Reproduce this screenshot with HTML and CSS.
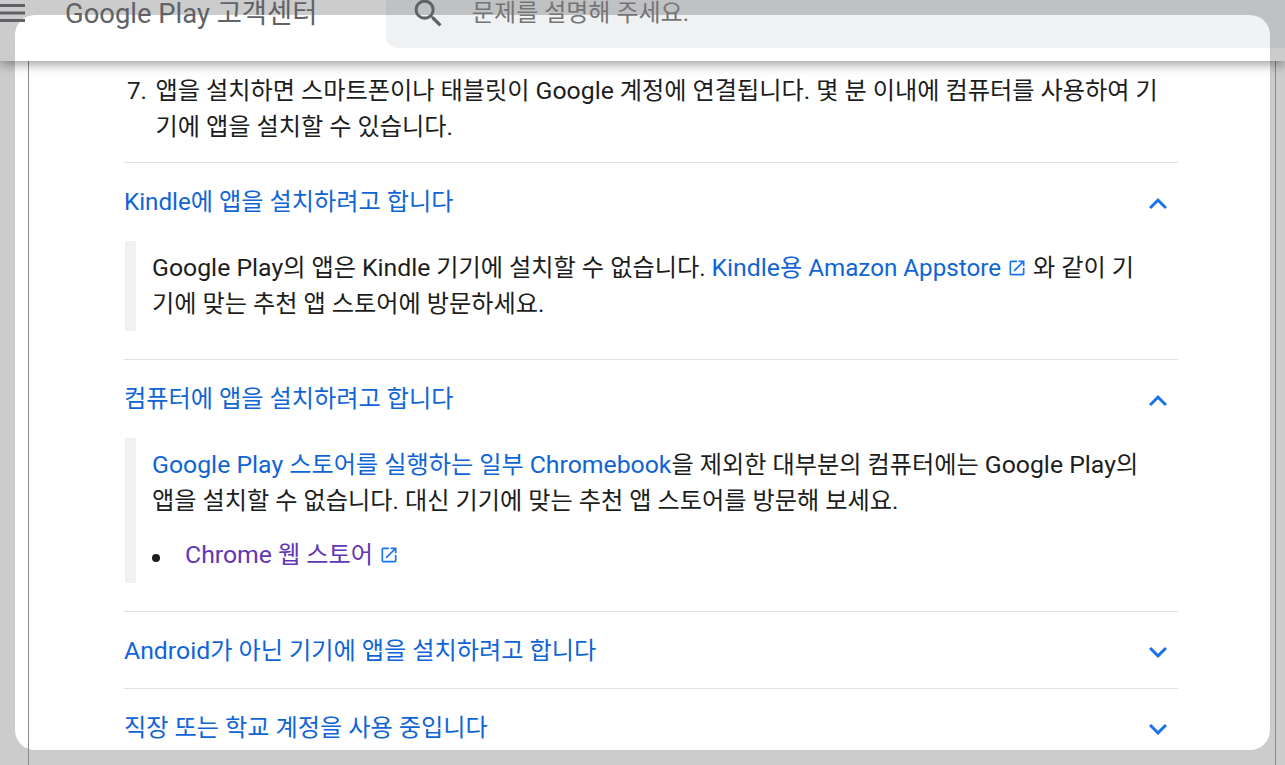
FILE: index.html
```html
<!DOCTYPE html>
<html lang="ko">
<head>
<meta charset="utf-8">
<title>Google Play 고객센터</title>
<link rel="stylesheet" href="styles.css">
</head>
<body>
<div class="page">
  <main class="modal">
    <div class="content">
      <div class="step"><span class="num">7.</span><span>앱을 설치하면 스마트폰이나 태블릿이 <span class="lat">Google</span> 계정에 연결됩니다. 몇 분 이내에 컴퓨터를 사용하여 기기에 앱을 설치할 수 있습니다.</span></div>
      <section class="acc">
        <div class="acc-head"><span class="acc-title">Kindle에 앱을 설치하려고 합니다</span>
          <svg class="chev" viewBox="0 0 24 24"><path d="M7.41 15.41 12 10.83l4.59 4.58L18 14l-6-6-6 6z"/></svg></div>
        <div class="acc-body">
          <p><span class="lat">Google Play</span>의 앱은 <span class="lat">Kindle</span> 기기에 설치할 수 없습니다. <a href="#"><span class="lat">Kindle</span>용 Amazon Appstore</a><svg class="ext" viewBox="0 0 24 24"><path d="M19 19H5V5h7V3H5a2 2 0 0 0-2 2v14a2 2 0 0 0 2 2h14a2 2 0 0 0 2-2v-7h-2v7zM14 3v2h3.590l-9.830 9.830 1.410 1.410L19 6.410V10h2V3h-7z"/></svg> 와 같이 기기에 맞는 추천 앱 스토어에 방문하세요.</p>
        </div>
      </section>
      <section class="acc">
        <div class="acc-head"><span class="acc-title">컴퓨터에 앱을 설치하려고 합니다</span>
          <svg class="chev" viewBox="0 0 24 24"><path d="M7.41 15.41 12 10.83l4.59 4.58L18 14l-6-6-6 6z"/></svg></div>
        <div class="acc-body">
          <p><a href="#"><span class="lat">Google Play</span> 스토어를 실행하는 일부 <span class="lat">Chromebook</span></a>을 제외한 대부분의 컴퓨터에는 <span class="lat">Google Play</span>의 앱을 설치할 수 없습니다. 대신 기기에 맞는 추천 앱 스토어를 방문해 보세요.</p>
          <ul>
            <li><a href="#" class="visited"><span class="lat">Chrome</span> 웹 스토어</a><svg class="ext" viewBox="0 0 24 24"><path d="M19 19H5V5h7V3H5a2 2 0 0 0-2 2v14a2 2 0 0 0 2 2h14a2 2 0 0 0 2-2v-7h-2v7zM14 3v2h3.590l-9.830 9.830 1.410 1.410L19 6.410V10h2V3h-7z"/></svg></li>
          </ul>
        </div>
      </section>
      <section class="acc closed">
        <div class="acc-head"><span class="acc-title"><span class="lat">Android</span>가 아닌 기기에 앱을 설치하려고 합니다</span>
          <svg class="chev" viewBox="0 0 24 24"><path d="M16.59 8.59 12 13.17 7.41 8.59 6 10l6 6 6-6z"/></svg></div>
      </section>
      <section class="acc closed">
        <div class="acc-head"><span class="acc-title">직장 또는 학교 계정을 사용 중입니다</span>
          <svg class="chev" viewBox="0 0 24 24"><path d="M16.59 8.59 12 13.17 7.41 8.59 6 10l6 6 6-6z"/></svg></div>
      </section>
    </div>
  </main>
  <div class="frame"></div>
  <header class="topbar">
    <svg class="menu" viewBox="0 0 25 18"><path d="M0 0h25v3H0zM0 7.500h25v3H0zM0 15h25v3H0z"/></svg>
    <div class="brand">Google Play 고객센터</div>
    <div class="search">
      <svg class="mag" viewBox="0 0 24 24"><path d="M15.500 14h-.79l-.28-.27A6.470 6.470 0 0 0 16 9.500 6.500 6.500 0 1 0 9.500 16c1.610 0 3.090-.59 4.230-1.570l.27.28v.79l5 4.990L20.490 19l-4.990-5zm-6 0C7.010 14 5 11.990 5 9.500S7.010 5 9.500 5 14 7.010 14 9.500 11.990 14 9.500 14z"/></svg>
      <span class="hint">문제를 설명해 주세요.</span>
    </div>
  </header>
</div>
</body>
</html>
```
FILE: styles.css
```css
* { box-sizing: border-box; }
html, body { margin: 0; height: 100%; }
body {
  font-family: Roboto, "Noto Sans CJK KR", sans-serif;
  color: #1c1d20;
  overflow: hidden;
}
.page {
  position: relative;
  width: 1285px;
  height: 765px;
  background: #cccccc;
  padding: 15px;
  overflow: hidden;
}
.modal {
  height: 735px;
  background: #fff;
  border-radius: 20px;
  overflow: hidden;
}
.content {
  padding: 58px 92px 0 109px;
  font-size: 24.2px;
  line-height: 36px;
}
.lat { font-size: 24.800px; line-height: 1; }
.step { display: flex; padding-bottom: 17px; }
.num { flex: none; width: 31.500px; padding-left: 3px; }
.acc { border-top: 1px solid #e0e0e0; }
.acc-head {
  display: flex;
  justify-content: space-between;
  align-items: center;
  height: 76px;
  color: #1065d6;
  padding-right: 2px;
}
.acc-title { margin-top: 2px; }
.chev { width: 36px; height: 36px; fill: #1a73e8; margin-top: 6px; }
.closed .chev { margin-top: 4px; }
.acc-body {
  border-left: 11px solid #f1f1f1;
  margin: 2px 0 28px 1px;
  padding: 9px 28px 9px 16px;
}
.acc-body p { margin: 0; }
.acc-body ul { margin: 18px 0 1px; padding: 0; list-style: none; }
.acc-body li::before {
  content: "";
  display: inline-block;
  width: 8px;
  height: 8px;
  border-radius: 50%;
  background: #1c1d20;
  margin-right: 25px;
  vertical-align: 1px;
}
a { color: #1065d6; text-decoration: none; }
a.visited { color: #6236b5; }
.ext { width: 20px; height: 20px; fill: #1a73e8; margin-left: 6px; vertical-align: -2px; }
.frame {
  position: absolute;
  left: 28px;
  top: 61px;
  width: 1248px;
  height: 704px;
  border-left: 1px solid #888;
  border-right: 1px solid #888;
  pointer-events: none;
}
.topbar {
  position: absolute;
  left: 0;
  top: 0;
  width: 1285px;
  height: 61px;
  box-shadow: 0 4px 10px rgba(0,0,0,.35);
  display: flex;
  align-items: flex-start;
}
.menu { width: 25px; height: 18px; fill: #5f6368; margin-top: 4px; flex: none; }
.brand { margin: -3px 0 0 40px; width: 321px; font-size: 27.400px; line-height: 34px; color: #5f6368; flex: none; }
.search {
  flex: 1;
  height: 48px;
  background: rgba(30,45,80,.065);
  border-radius: 0 0 0 12px;
  display: flex;
  align-items: flex-start;
  padding-left: 24px;
  color: #757575;
}
.mag { width: 37px; height: 37px; fill: #5f6368; margin-top: -5px; flex: none; }
.hint { margin: -4px 0 0 25px; font-size: 24px; line-height: 35px; }
```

********************

SHORT EXERCISE: Repeat the lines above exactly, and keep every picture out.

SOLUTION TO THE PROBLEM:
Reproduce this screenshot with HTML and CSS.
FILE: index.html
```html
<!DOCTYPE html>
<html lang="ko">
<head>
<meta charset="utf-8">
<title>Google Play 고객센터</title>
<link rel="stylesheet" href="styles.css">
</head>
<body>
<div class="page">
  <main class="modal">
    <div class="content">
      <div class="step"><span class="num">7.</span><span>앱을 설치하면 스마트폰이나 태블릿이 <span class="lat">Google</span> 계정에 연결됩니다. 몇 분 이내에 컴퓨터를 사용하여 기기에 앱을 설치할 수 있습니다.</span></div>
      <section class="acc">
        <div class="acc-head"><span class="acc-title">Kindle에 앱을 설치하려고 합니다</span>
          <svg class="chev" viewBox="0 0 24 24"><path d="M7.41 15.41 12 10.83l4.59 4.58L18 14l-6-6-6 6z"/></svg></div>
        <div class="acc-body">
          <p><span class="lat">Google Play</span>의 앱은 <span class="lat">Kindle</span> 기기에 설치할 수 없습니다. <a href="#"><span class="lat">Kindle</span>용 Amazon Appstore</a><svg class="ext" viewBox="0 0 24 24"><path d="M19 19H5V5h7V3H5a2 2 0 0 0-2 2v14a2 2 0 0 0 2 2h14a2 2 0 0 0 2-2v-7h-2v7zM14 3v2h3.590l-9.830 9.830 1.410 1.410L19 6.410V10h2V3h-7z"/></svg> 와 같이 기기에 맞는 추천 앱 스토어에 방문하세요.</p>
        </div>
      </section>
      <section class="acc">
        <div class="acc-head"><span class="acc-title">컴퓨터에 앱을 설치하려고 합니다</span>
          <svg class="chev" viewBox="0 0 24 24"><path d="M7.41 15.41 12 10.83l4.59 4.58L18 14l-6-6-6 6z"/></svg></div>
        <div class="acc-body">
          <p><a href="#"><span class="lat">Google Play</span> 스토어를 실행하는 일부 <span class="lat">Chromebook</span></a>을 제외한 대부분의 컴퓨터에는 <span class="lat">Google Play</span>의 앱을 설치할 수 없습니다. 대신 기기에 맞는 추천 앱 스토어를 방문해 보세요.</p>
          <ul>
            <li><a href="#" class="visited"><span class="lat">Chrome</span> 웹 스토어</a><svg class="ext" viewBox="0 0 24 24"><path d="M19 19H5V5h7V3H5a2 2 0 0 0-2 2v14a2 2 0 0 0 2 2h14a2 2 0 0 0 2-2v-7h-2v7zM14 3v2h3.590l-9.830 9.830 1.410 1.410L19 6.410V10h2V3h-7z"/></svg></li>
          </ul>
        </div>
      </section>
      <section class="acc closed">
        <div class="acc-head"><span class="acc-title"><span class="lat">Android</span>가 아닌 기기에 앱을 설치하려고 합니다</span>
          <svg class="chev" viewBox="0 0 24 24"><path d="M16.59 8.59 12 13.17 7.41 8.59 6 10l6 6 6-6z"/></svg></div>
      </section>
      <section class="acc closed">
        <div class="acc-head"><span class="acc-title">직장 또는 학교 계정을 사용 중입니다</span>
          <svg class="chev" viewBox="0 0 24 24"><path d="M16.59 8.59 12 13.17 7.41 8.59 6 10l6 6 6-6z"/></svg></div>
      </section>
    </div>
  </main>
  <div class="frame"></div>
  <header class="topbar">
    <svg class="menu" viewBox="0 0 25 18"><path d="M0 0h25v3H0zM0 7.500h25v3H0zM0 15h25v3H0z"/></svg>
    <div class="brand">Google Play 고객센터</div>
    <div class="search">
      <svg class="mag" viewBox="0 0 24 24"><path d="M15.500 14h-.79l-.28-.27A6.470 6.470 0 0 0 16 9.500 6.500 6.500 0 1 0 9.500 16c1.610 0 3.090-.59 4.230-1.570l.27.28v.79l5 4.990L20.490 19l-4.990-5zm-6 0C7.010 14 5 11.990 5 9.500S7.010 5 9.500 5 14 7.010 14 9.500 11.990 14 9.500 14z"/></svg>
      <span class="hint">문제를 설명해 주세요.</span>
    </div>
  </header>
</div>
</body>
</html>
```
FILE: styles.css
```css
* { box-sizing: border-box; }
html, body { margin: 0; height: 100%; }
body {
  font-family: Roboto, "Noto Sans CJK KR", sans-serif;
  color: #1c1d20;
  overflow: hidden;
}
.page {
  position: relative;
  width: 1285px;
  height: 765px;
  background: #cccccc;
  padding: 15px;
  overflow: hidden;
}
.modal {
  height: 735px;
  background: #fff;
  border-radius: 20px;
  overflow: hidden;
}
.content {
  padding: 58px 92px 0 109px;
  font-size: 24.2px;
  line-height: 36px;
}
.lat { font-size: 24.800px; line-height: 1; }
.step { display: flex; padding-bottom: 17px; }
.num { flex: none; width: 31.500px; padding-left: 3px; }
.acc { border-top: 1px solid #e0e0e0; }
.acc-head {
  display: flex;
  justify-content: space-between;
  align-items: center;
  height: 76px;
  color: #1065d6;
  padding-right: 2px;
}
.acc-title { margin-top: 2px; }
.chev { width: 36px; height: 36px; fill: #1a73e8; margin-top: 6px; }
.closed .chev { margin-top: 4px; }
.acc-body {
  border-left: 11px solid #f1f1f1;
  margin: 2px 0 28px 1px;
  padding: 9px 28px 9px 16px;
}
.acc-body p { margin: 0; }
.acc-body ul { margin: 18px 0 1px; padding: 0; list-style: none; }
.acc-body li::before {
  content: "";
  display: inline-block;
  width: 8px;
  height: 8px;
  border-radius: 50%;
  background: #1c1d20;
  margin-right: 25px;
  vertical-align: 1px;
}
a { color: #1065d6; text-decoration: none; }
a.visited { color: #6236b5; }
.ext { width: 20px; height: 20px; fill: #1a73e8; margin-left: 6px; vertical-align: -2px; }
.frame {
  position: absolute;
  left: 28px;
  top: 61px;
  width: 1248px;
  height: 704px;
  border-left: 1px solid #888;
  border-right: 1px solid #888;
  pointer-events: none;
}
.topbar {
  position: absolute;
  left: 0;
  top: 0;
  width: 1285px;
  height: 61px;
  box-shadow: 0 4px 10px rgba(0,0,0,.35);
  display: flex;
  align-items: flex-start;
}
.menu { width: 25px; height: 18px; fill: #5f6368; margin-top: 4px; flex: none; }
.brand { margin: -3px 0 0 40px; width: 321px; font-size: 27.400px; line-height: 34px; color: #5f6368; flex: none; }
.search {
  flex: 1;
  height: 48px;
  background: rgba(30,45,80,.065);
  border-radius: 0 0 0 12px;
  display: flex;
  align-items: flex-start;
  padding-left: 24px;
  color: #757575;
}
.mag { width: 37px; height: 37px; fill: #5f6368; margin-top: -5px; flex: none; }
.hint { margin: -4px 0 0 25px; font-size: 24px; line-height: 35px; }
```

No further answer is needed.